Beaucoup d’enfants ont totalement intériorisé les représentations dévalorisantes au sujet du pays et des langues d’origine de leur famille, ils ont honte de dire qu’ils parlent soninke ou bambara – d’autant plus avec les injonctions de « parler français à la maison » et les suspicions de séparatisme qui pèsent sur le plurilinguisme, que nous ne parvenons pas encore à considérer comme une richesse.
Pourtant, ces enfants migrants constituent un miroir grossissant de questions que nous posent la plupart de nos élèves des classes ordinaires. La multiplicité des origines, le poids des données socioéconomiques et socioculturelles dans la réussite scolaire, le rapport aux racines linguistiques et culturelles des familles, la conception de soi à travers le prisme des préjugés sociaux… Il y a aussi la question essentielle de la maîtrise de la langue – dans ces milieux où dominent des profils socioéconomiques moins favorisés que dans des quartiers plus aisés – et celle du plurilinguisme, qui peut être un appui pour les apprentissages et un levier d’intégration scolaire au sens large. Il y a la question de la solidarité et de la coopération avec des élèves perçus comme « différents » : que mettre en place dans une classe pour qu’elle intègre véritablement tous ses membres sans les exclure ni les assigner à un rôle réducteur ?
Je me suis beaucoup intéressée aux pédagogies actives qui travaillent ces questions, cherchent à développer les capacités des élèves à s’organiser, à se soutenir, à réfléchir ensemble à ce qui peut être fait pour que chacun trouve sa place. On voit bien à quel point ces questions dépassent largement la question des élèves allophones et sont au cœur du projet du collège unique.
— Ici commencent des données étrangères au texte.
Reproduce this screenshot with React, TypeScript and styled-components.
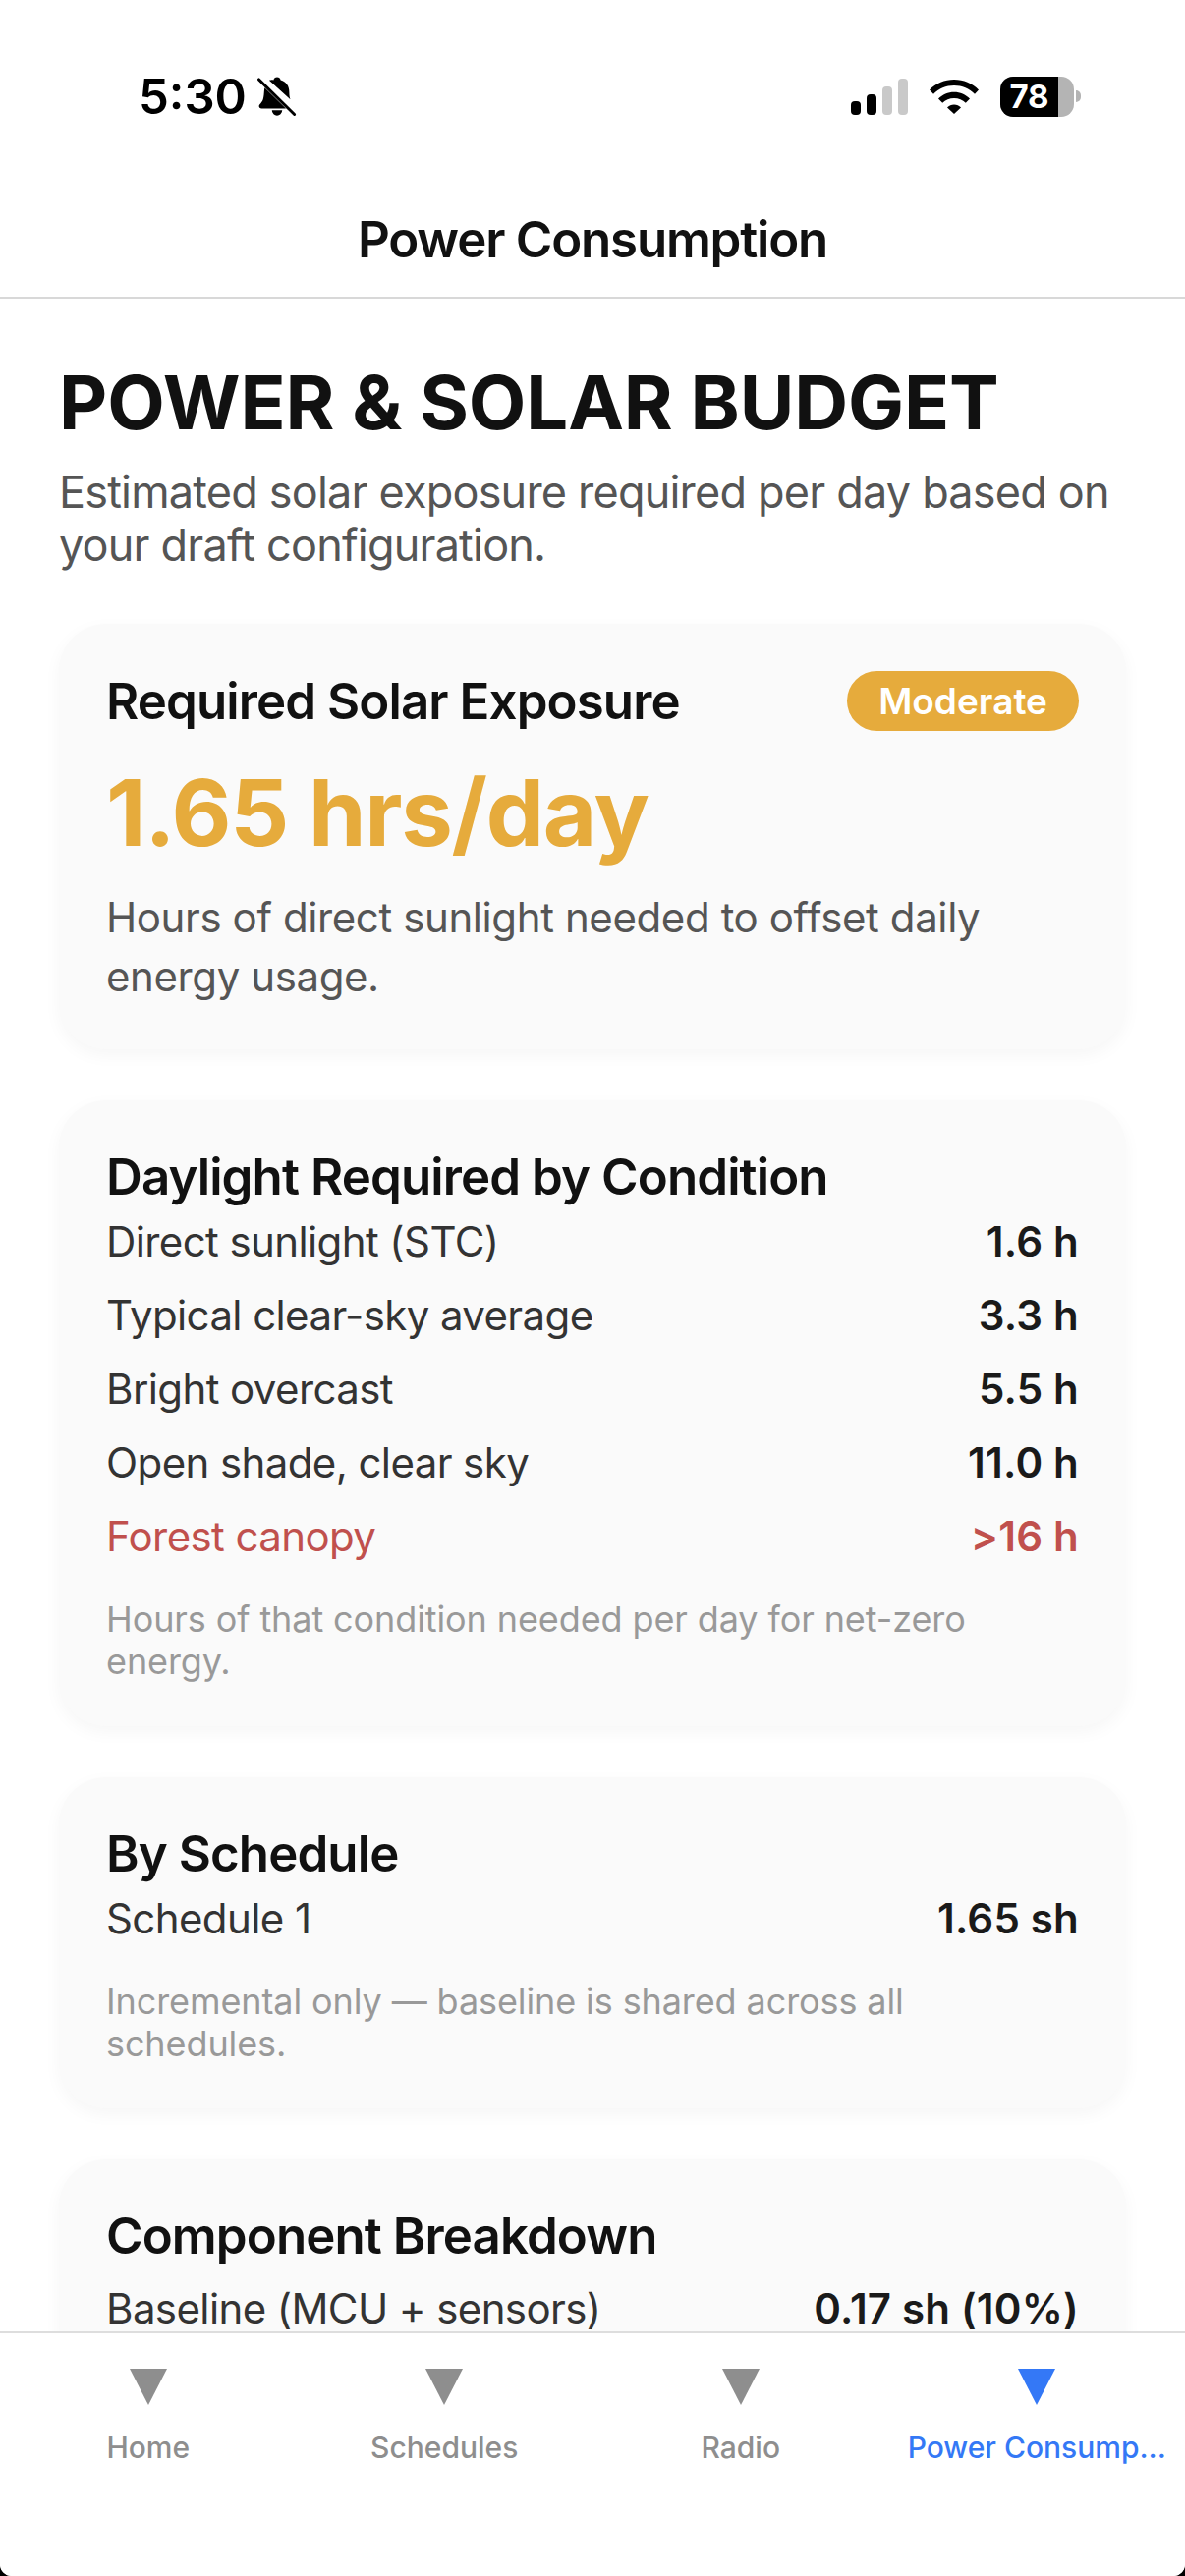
import React from 'react';
import styled, { createGlobalStyle } from 'styled-components';

const rows = [
      { label: 'Direct sunlight (STC)', value: '1.6 h' },
      { label: 'Typical clear-sky average', value: '3.3 h' },
      { label: 'Bright overcast', value: '5.5 h' },
      { label: 'Open shade, clear sky', value: '11.0 h' },
      { label: 'Forest canopy', value: '>16 h', danger: true },
];

const tabs = [
      { label: 'Home' },
      { label: 'Schedules' },
      { label: 'Radio' },
      { label: 'Power Consump...', active: true },
];

const BellOff = () => (
      <svg width='40' height='43' viewBox='0 0 42 44'>
            <path
                  d='M21 1c2 0 3.400 1.300 3.800 3.200 6 1.600 9.200 6.400 9.200 13 0 3 .4 5.600 1.200 7.600L12.500 4.500C13.700 4 15 3.700 17.200 4.200 17.600 2.300 19 1 21 1ZM7.700 12.400 30.500 34.500H4.500C2.800 34.500 1.700 33.400 1.700 32c0-1.300 1-2.200 2-3.300 1.500-1.700 3-3.700 3.400-11.500.1-1.700.3-3.300.6-4.800ZM15.500 36.500h11c-.4 3.300-2.600 5.700-5.500 5.700s-5.100-2.400-5.500-5.700Z'
                  fill='#000'
            />
            <path d='M1.500 3.500 39.500 41' stroke='#000' strokeWidth='3' strokeLinecap='round' />
      </svg>
);

const Wifi = () => (
      <svg width='50' height='36' viewBox='0 0 50 36'>
            <path d='M0 11.500C6.500 4.800 15.300 1 25 1s18.500 3.800 25 10.500l-4 4.200C40.500 10.300 33.200 7 25 7S9.500 10.300 4 15.700Z' fill='#000' />
            <path d='M9 20.500C13.200 16.300 18.800 13.700 25 13.700s11.800 2.600 16 6.800l-4.200 4.300C33.700 21.800 29.600 20 25 20s-8.700 1.800-11.800 4.800Z' fill='#000' />
            <path d='M18 29.500c1.800-1.800 4.300-2.900 7-2.900s5.200 1.100 7 2.900L25 36Z' fill='#000' />
      </svg>
);

const TabMarker = ({ active }: { active?: boolean }) => (
      <svg width='38' height='37' viewBox='0 0 38 37'>
            <path d='M0 0H38L19 37Z' fill={active ? '#3478f6' : '#8e8e8e'} />
      </svg>
);

const App: React.FC = () => {
      return (
            <>
                  <GlobalStyle />
                  <Screen>
                        <StatusBar>
                              <TimeGroup>
                                    <Time>5:30</Time>
                                    <BellOff />
                              </TimeGroup>
                              <StatusIcons>
                                    <Signal>
                                          <SignalBar $h={14} $on />
                                          <SignalBar $h={21} $on />
                                          <SignalBar $h={29} />
                                          <SignalBar $h={37} />
                                    </Signal>
                                    <Wifi />
                                    <Battery>
                                          <BatteryBody>
                                                <BatteryFill>78</BatteryFill>
                                          </BatteryBody>
                                          <BatteryCap />
                                    </Battery>
                              </StatusIcons>
                        </StatusBar>
                        <NavBar>Power Consumption</NavBar>
                        <Content>
                              <PageTitle>POWER &amp; SOLAR BUDGET</PageTitle>
                              <PageIntro>
                                    Estimated solar exposure required per day based on your draft configuration.
                              </PageIntro>

                              <Card>
                                    <CardHead>
                                          <CardTitle>Required Solar Exposure</CardTitle>
                                          <Badge>Moderate</Badge>
                                    </CardHead>
                                    <BigValue>1.65 hrs/day</BigValue>
                                    <CardText>Hours of direct sunlight needed to offset daily energy usage.</CardText>
                              </Card>

                              <Card>
                                    <CardTitle>Daylight Required by Condition</CardTitle>
                                    <RowList>
                                          {rows.map((row) => (
                                                <Row key={row.label} $danger={row.danger}>
                                                      <span>{row.label}</span>
                                                      <RowValue $danger={row.danger}>{row.value}</RowValue>
                                                </Row>
                                          ))}
                                    </RowList>
                                    <Note>Hours of that condition needed per day for net-zero energy.</Note>
                              </Card>

                              <Card>
                                    <CardTitle>By Schedule</CardTitle>
                                    <RowList>
                                          <Row>
                                                <span>Schedule 1</span>
                                                <RowValue>1.65 sh</RowValue>
                                          </Row>
                                    </RowList>
                                    <Note>Incremental only — baseline is shared across all schedules.</Note>
                              </Card>

                              <Card>
                                    <CardTitle>Component Breakdown</CardTitle>
                                    <RowList $top={6}>
                                          <Row>
                                                <span>Baseline (MCU + sensors)</span>
                                                <RowValue>0.17 sh (10%)</RowValue>
                                          </Row>
                                    </RowList>
                              </Card>
                        </Content>
                        <TabBar>
                              {tabs.map((tab) => (
                                    <Tab key={tab.label}>
                                          <TabMarker active={tab.active} />
                                          <TabLabel $active={tab.active}>{tab.label}</TabLabel>
                                    </Tab>
                              ))}
                        </TabBar>
                  </Screen>
            </>
      );
};

export default App;

const GlobalStyle = createGlobalStyle`
      html, body {
            margin: 0;
            padding: 0;
            background: #000;
      }
      * {
            box-sizing: border-box;
      }
`;

const Screen = styled.div`
      display: flex;
      flex-direction: column;
      width: 1206px;
      height: 2622px;
      overflow: hidden;
      background: #fff;
      border-radius: 0 0 12px 12px;
      font-family: Inter, 'Liberation Sans', sans-serif;
`;

const StatusBar = styled.div`
      display: flex;
      flex: none;
      justify-content: space-between;
      align-items: center;
      height: 196px;
      padding: 0 106px 0 141px;
`;

const TimeGroup = styled.div`
      display: flex;
      align-items: center;
      gap: 11px;
`;

const Time = styled.span`
      font-size: 49px;
      font-weight: 600;
      color: #000;
`;

const StatusIcons = styled.div`
      display: flex;
      align-items: center;
      gap: 22px;
`;

const Signal = styled.div`
      display: flex;
      align-items: flex-end;
      gap: 6px;
`;

const SignalBar = styled.div<{ $h: number; $on?: boolean }>`
      width: 10px;
      height: ${(p) => p.$h}px;
      border-radius: 4px;
      background: ${(p) => (p.$on ? '#000' : '#c9c9c9')};
`;

const Battery = styled.div`
      display: flex;
      align-items: center;
      gap: 2px;
`;

const BatteryBody = styled.div`
      width: 75px;
      height: 41px;
      border-radius: 13px;
      overflow: hidden;
      background: #b4b4b4;
`;

const BatteryFill = styled.div`
      width: 59px;
      height: 100%;
      background: #000;
      color: #fff;
      font-size: 33px;
      font-weight: 700;
      line-height: 41px;
      text-align: center;
`;

const BatteryCap = styled.div`
      width: 5px;
      height: 12px;
      border-radius: 0 6px 6px 0;
      background: #b4b4b4;
`;

const NavBar = styled.div`
      display: flex;
      flex: none;
      justify-content: center;
      align-items: center;
      height: 108px;
      padding-bottom: 12px;
      border-bottom: 2px solid #d8d8d8;
      font-size: 51px;
      font-weight: 600;
      letter-spacing: -1.2px;
      color: #111;
`;

const Content = styled.div`
      flex: 1;
      min-height: 0;
      overflow: hidden;
      padding: 63px 60px 0;
`;

const PageTitle = styled.h1`
      margin: 0;
      font-size: 76px;
      font-weight: 700;
      line-height: 84px;
      letter-spacing: -0.1px;
      color: #111;
`;

const PageIntro = styled.p`
      margin: 23px 0 53px;
      font-size: 45px;
      line-height: 54px;
      letter-spacing: -0.8px;
      color: #555;
`;

const Card = styled.section`
      margin-bottom: 52px;
      padding: 48px 48px 44px;
      border-radius: 48px;
      background: #fafafa;
      box-shadow: 0 6px 18px rgba(0, 0, 0, 0.04);
`;

const CardHead = styled.div`
      display: flex;
      justify-content: space-between;
      align-items: center;
`;

const CardTitle = styled.h2`
      margin: 0;
      font-size: 51px;
      font-weight: 600;
      line-height: 60px;
      letter-spacing: -0.9px;
      color: #111;
`;

const Badge = styled.span`
      padding: 0 32px;
      border-radius: 31px;
      background: #e6ab3c;
      color: #fff;
      font-size: 37px;
      font-weight: 600;
      line-height: 61px;
`;

const BigValue = styled.div`
      margin-top: 25px;
      font-size: 94px;
      font-weight: 700;
      line-height: 116px;
      letter-spacing: -1.3px;
      color: #e6ab3c;
`;

const CardText = styled.p`
      margin: 19px 0 0;
      font-size: 42px;
      line-height: 60px;
      letter-spacing: -0.4px;
      color: #555;
`;

const RowList = styled.div<{ $top?: number }>`
      display: flex;
      flex-direction: column;
      margin-top: ${(p) => p.$top ?? -2}px;
`;

const Row = styled.div<{ $danger?: boolean }>`
      display: flex;
      justify-content: space-between;
      align-items: center;
      height: 75px;
      font-size: 42px;
      letter-spacing: -0.6px;
      color: ${(p) => (p.$danger ? '#c0504d' : '#333')};
`;

const RowValue = styled.span<{ $danger?: boolean }>`
      font-weight: 600;
      letter-spacing: 0.2px;
      color: ${(p) => (p.$danger ? '#c0504d' : '#1a1a1a')};
`;

const Note = styled.p`
      margin: 26px 0 0;
      font-size: 36px;
      line-height: 43px;
      letter-spacing: -0.1px;
      color: #999;
`;

const TabBar = styled.nav`
      display: grid;
      flex: none;
      grid-template-columns: repeat(4, 1fr);
      height: 249px;
      padding-top: 36px;
      border-top: 2px solid #ddd;
      background: #fff;
`;

const Tab = styled.div`
      display: flex;
      flex-direction: column;
      align-items: center;
      gap: 25px;
`;

const TabLabel = styled.span<{ $active?: boolean }>`
      font-size: 30px;
      font-weight: 500;
      white-space: nowrap;
      color: ${(p) => (p.$active ? '#3478f6' : '#8e8e8e')};
`;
Finalement, réfléchir à ce qui pourrait et devrait être fait pour les élèves allophones, c’est réfléchir à des questions transversales à toute l’école. Malheureusement, nous n’avons pas de temps de concertation pour construire ensemble ces réflexions, les collègues sont surchargés de travail, on gère les urgences et les choses n’avancent que très lentement.
Quel regard portez-vous sur l’inclusion scolaire ?
L’école inclusive est un chantier qui associe une réflexion nécessaire et des intentions louables à des difficultés considérables de mise en œuvre. Elle met les enseignants référents à une place difficile, très paradoxale. Sans être formateurs, nous sommes censés être forces de proposition et personnes ressources pour nos collègues. Sans être présents en classe ordinaire, nous sommes censés y inclure nos élèves et accompagner ces inclusions. Sans temps de concertation, nous sommes censés élaborer avec nos collègues des propositions pédagogiques innovantes. Travaillant avec des élèves encore marginalisés, et par métonymie, l’étant nous-mêmes assez régulièrement, nous devons incarner l’inclusion scolaire dans les établissements, alors que nos collègues croulent déjà sous les difficultés – j’en sais quelque chose, ayant enseigné à la fois en classe ordinaire et en UPE2A NSA pendant 12 ans…
L’école inclusive devrait être une structure flexible et adaptable, mais on voit bien que les conditions ne sont pas réunies pour que ces adaptations puissent toujours se faire dans de bonnes conditions. Et pourtant, ces enfants, il faut bien les accueillir… d’autant plus que réfléchir à ce qui se joue pour eux, c’est se donner des outils plus intéressants et efficaces pour s’occuper de tous les autres.
J’ai bien conscience d’être à un moment de l’histoire de l’école où jouent des forces antagonistes. D’un côté le principe d’une inclusion scolaire systématique, d’une ouverture inconditionnelle à tous les enfants, un véritable aboutissement de la conception universaliste et démocratique de l’école… De l’autre des difficultés considérables liées à un manque de moyens et politiquement, comme on l’a vu cette année, la tentation d’un renoncement au collège unique et à ses ambitions de compensation des inégalités… Nous sommes au centre de l’arène, nous continuons à tenir les murs.
Vous allez passer une formation pour le CAPPEI dans cette optique d’inclusion, n’est-ce pas ?
Le métier est difficile, éreintant parfois, mais reste passionnant – heureusement qu’il y a cette chance de pouvoir continuer à se former et heureusement qu’il y a les enfants. J’espère seulement que, dans les années qui viennent, les enseignants seront à nouveau encouragés à se former massivement, et pas découragés de le faire par des reproches d’absentéisme. L’école inclusive ne se fera pas sans une formation massive des enseignants. Nous avons des formations de qualité qui existent, il faut que nous puissions être nombreuses et nombreux à les suivre avec la bénédiction de notre institution, si l’on veut que les choses évoluent dans le bon sens, pour tous les enfants.